Directions
Gather each line containing the string "this" from these entries.

Exercise input
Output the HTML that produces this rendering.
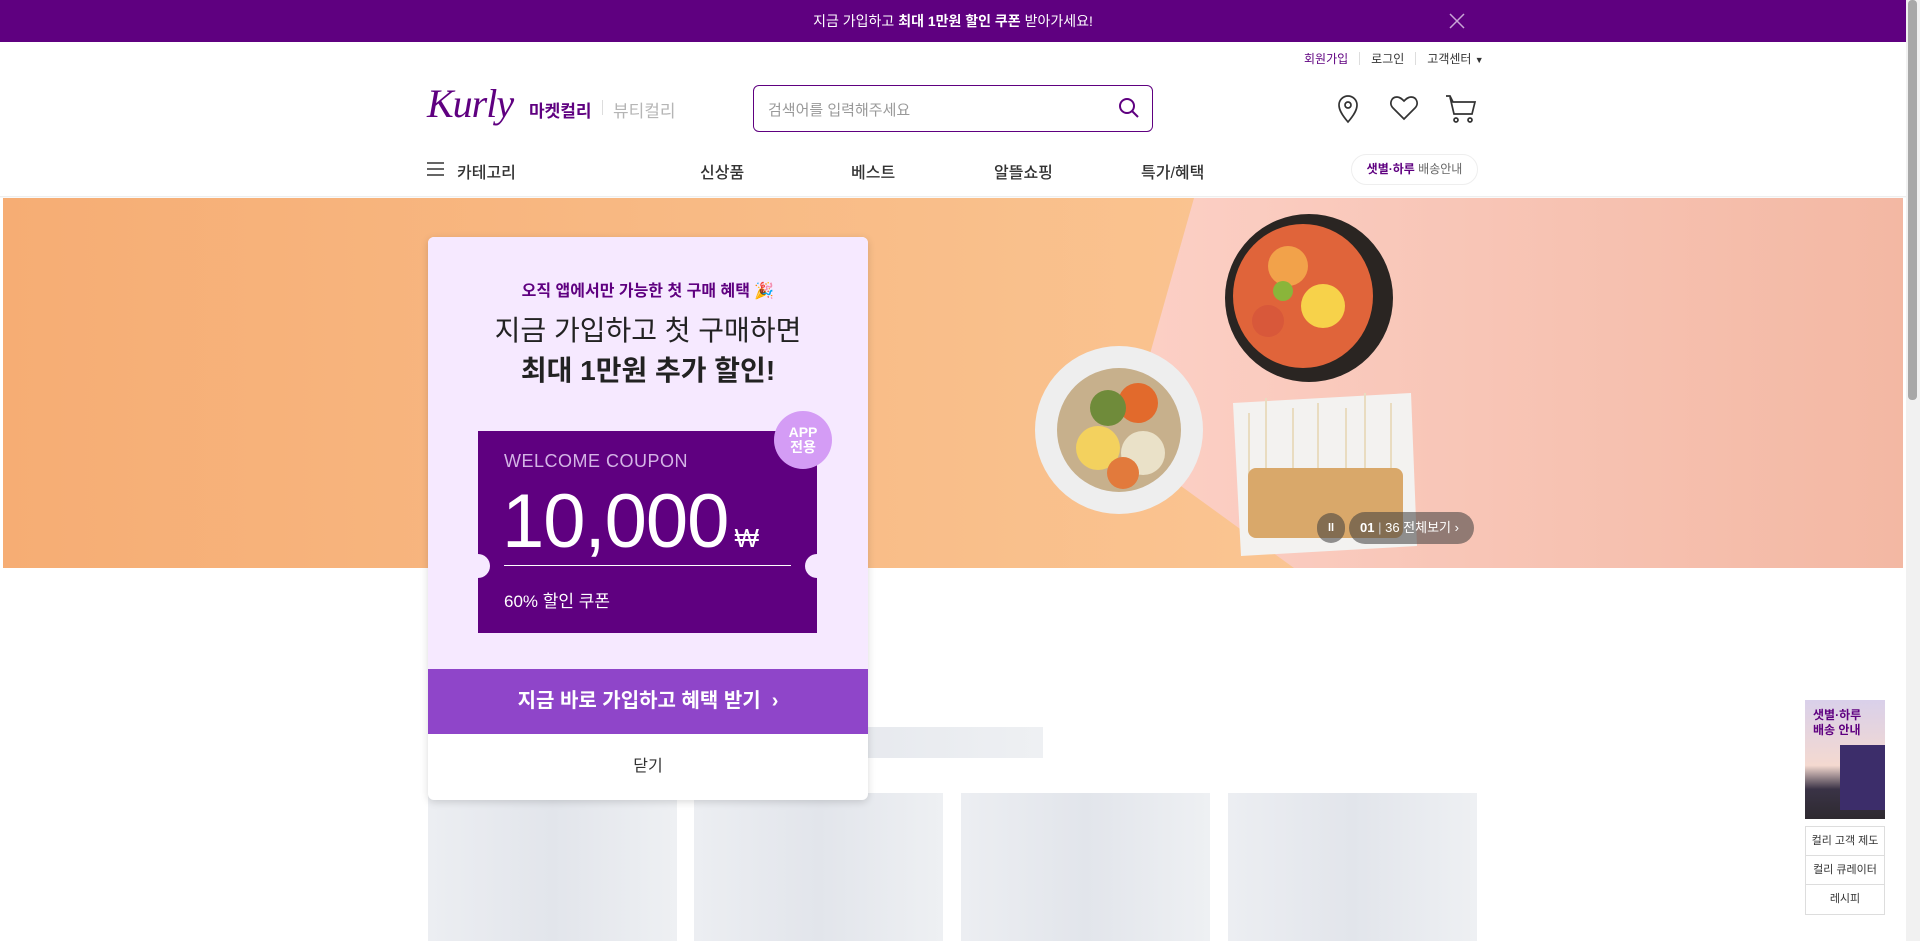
* * *
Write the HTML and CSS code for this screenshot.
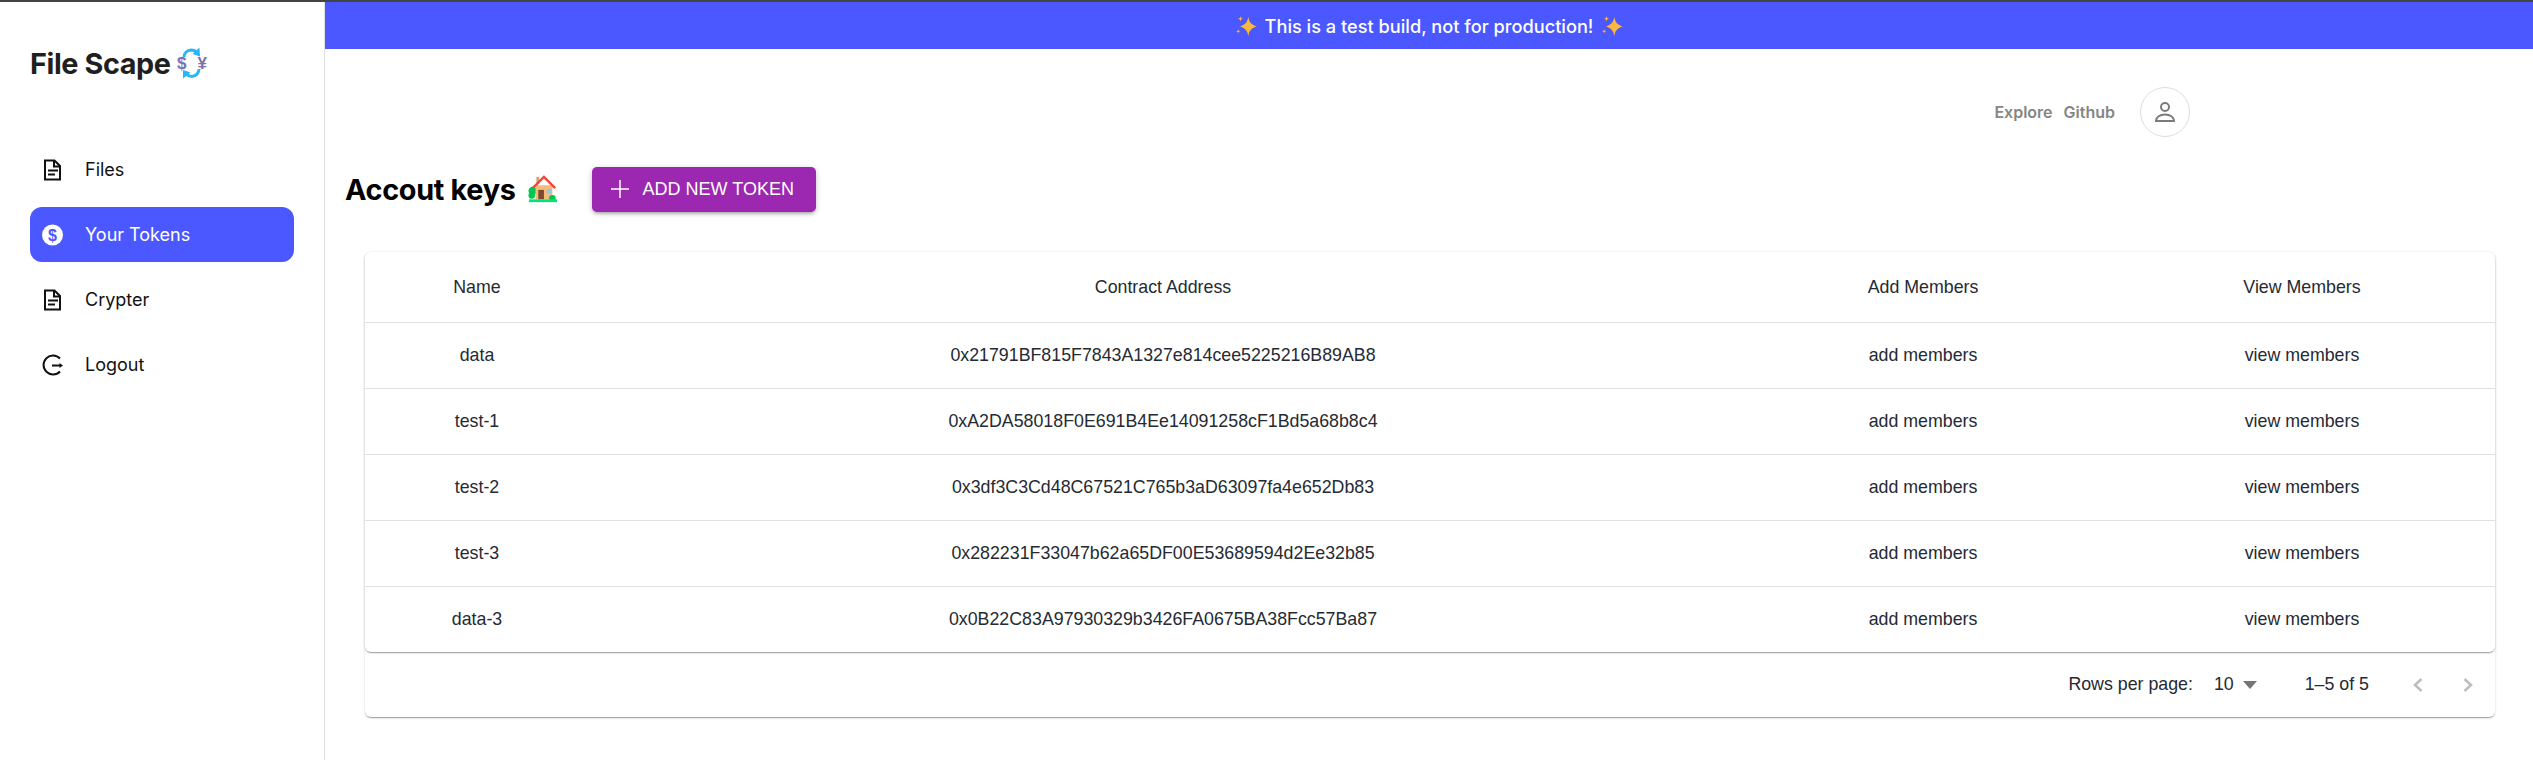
* * *
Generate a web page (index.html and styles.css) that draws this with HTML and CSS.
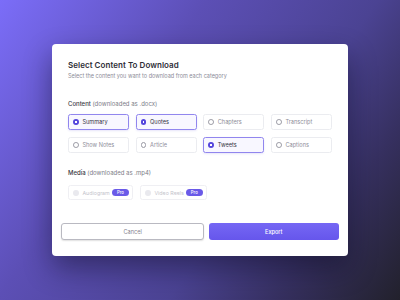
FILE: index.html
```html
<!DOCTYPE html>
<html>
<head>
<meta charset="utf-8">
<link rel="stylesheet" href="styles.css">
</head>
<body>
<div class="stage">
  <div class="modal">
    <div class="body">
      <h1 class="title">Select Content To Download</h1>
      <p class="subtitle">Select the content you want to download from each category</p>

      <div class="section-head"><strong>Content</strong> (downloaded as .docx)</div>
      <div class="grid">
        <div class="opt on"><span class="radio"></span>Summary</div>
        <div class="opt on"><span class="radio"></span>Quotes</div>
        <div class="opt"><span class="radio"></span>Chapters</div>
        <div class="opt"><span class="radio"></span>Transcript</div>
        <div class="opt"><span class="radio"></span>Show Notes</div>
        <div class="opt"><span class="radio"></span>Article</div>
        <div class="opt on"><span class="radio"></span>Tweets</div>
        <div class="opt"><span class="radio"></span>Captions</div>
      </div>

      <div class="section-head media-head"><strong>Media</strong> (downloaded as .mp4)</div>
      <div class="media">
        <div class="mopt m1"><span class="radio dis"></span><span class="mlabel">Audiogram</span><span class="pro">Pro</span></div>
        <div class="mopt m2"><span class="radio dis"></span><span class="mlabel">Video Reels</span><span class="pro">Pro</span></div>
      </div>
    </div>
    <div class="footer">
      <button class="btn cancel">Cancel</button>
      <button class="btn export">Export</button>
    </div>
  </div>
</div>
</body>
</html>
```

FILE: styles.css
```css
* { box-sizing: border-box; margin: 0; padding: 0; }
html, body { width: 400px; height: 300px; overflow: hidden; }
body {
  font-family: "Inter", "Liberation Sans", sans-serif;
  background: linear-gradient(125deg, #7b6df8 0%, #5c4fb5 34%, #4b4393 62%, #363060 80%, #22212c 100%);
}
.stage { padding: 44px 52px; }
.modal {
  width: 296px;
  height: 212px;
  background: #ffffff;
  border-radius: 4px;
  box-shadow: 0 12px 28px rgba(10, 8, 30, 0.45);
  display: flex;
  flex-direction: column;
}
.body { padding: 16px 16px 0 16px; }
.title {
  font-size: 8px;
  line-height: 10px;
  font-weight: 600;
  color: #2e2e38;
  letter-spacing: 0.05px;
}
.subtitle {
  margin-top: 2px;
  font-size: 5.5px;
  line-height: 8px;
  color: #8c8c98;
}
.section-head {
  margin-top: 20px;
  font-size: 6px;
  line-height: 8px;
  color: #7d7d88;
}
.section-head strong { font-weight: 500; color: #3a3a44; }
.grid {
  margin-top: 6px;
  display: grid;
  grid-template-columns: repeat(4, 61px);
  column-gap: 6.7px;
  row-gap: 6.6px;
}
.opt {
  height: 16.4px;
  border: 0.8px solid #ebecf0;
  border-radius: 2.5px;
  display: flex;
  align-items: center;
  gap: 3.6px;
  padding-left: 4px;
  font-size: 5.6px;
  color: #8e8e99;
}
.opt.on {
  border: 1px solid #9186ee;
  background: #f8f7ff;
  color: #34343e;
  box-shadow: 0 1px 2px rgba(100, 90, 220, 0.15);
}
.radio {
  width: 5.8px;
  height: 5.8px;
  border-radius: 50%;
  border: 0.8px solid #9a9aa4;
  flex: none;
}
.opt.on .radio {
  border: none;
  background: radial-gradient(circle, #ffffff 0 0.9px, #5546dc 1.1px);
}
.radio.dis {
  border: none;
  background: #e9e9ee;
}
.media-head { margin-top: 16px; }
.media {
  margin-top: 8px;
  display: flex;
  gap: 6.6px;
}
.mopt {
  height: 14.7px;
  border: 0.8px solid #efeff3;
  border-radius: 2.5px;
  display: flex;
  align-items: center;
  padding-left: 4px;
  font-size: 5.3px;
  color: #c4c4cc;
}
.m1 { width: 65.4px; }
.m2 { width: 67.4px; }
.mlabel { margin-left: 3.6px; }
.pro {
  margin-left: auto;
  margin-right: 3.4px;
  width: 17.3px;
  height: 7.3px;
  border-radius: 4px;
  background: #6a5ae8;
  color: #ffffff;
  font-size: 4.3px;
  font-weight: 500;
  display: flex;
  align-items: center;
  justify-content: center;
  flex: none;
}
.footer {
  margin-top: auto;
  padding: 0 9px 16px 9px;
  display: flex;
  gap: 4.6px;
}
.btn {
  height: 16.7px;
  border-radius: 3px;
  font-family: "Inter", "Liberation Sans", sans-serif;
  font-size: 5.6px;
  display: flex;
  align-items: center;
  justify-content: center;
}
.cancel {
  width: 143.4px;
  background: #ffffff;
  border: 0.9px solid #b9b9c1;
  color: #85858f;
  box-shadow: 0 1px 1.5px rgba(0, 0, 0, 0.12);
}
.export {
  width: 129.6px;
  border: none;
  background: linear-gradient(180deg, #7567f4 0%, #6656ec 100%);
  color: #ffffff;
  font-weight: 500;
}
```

Correct response
Output the HTML that produces this rendering.
Write the HTML and CSS code for this screenshot.
Generate a web page (index.html and styles.css) that draws this with HTML and CSS.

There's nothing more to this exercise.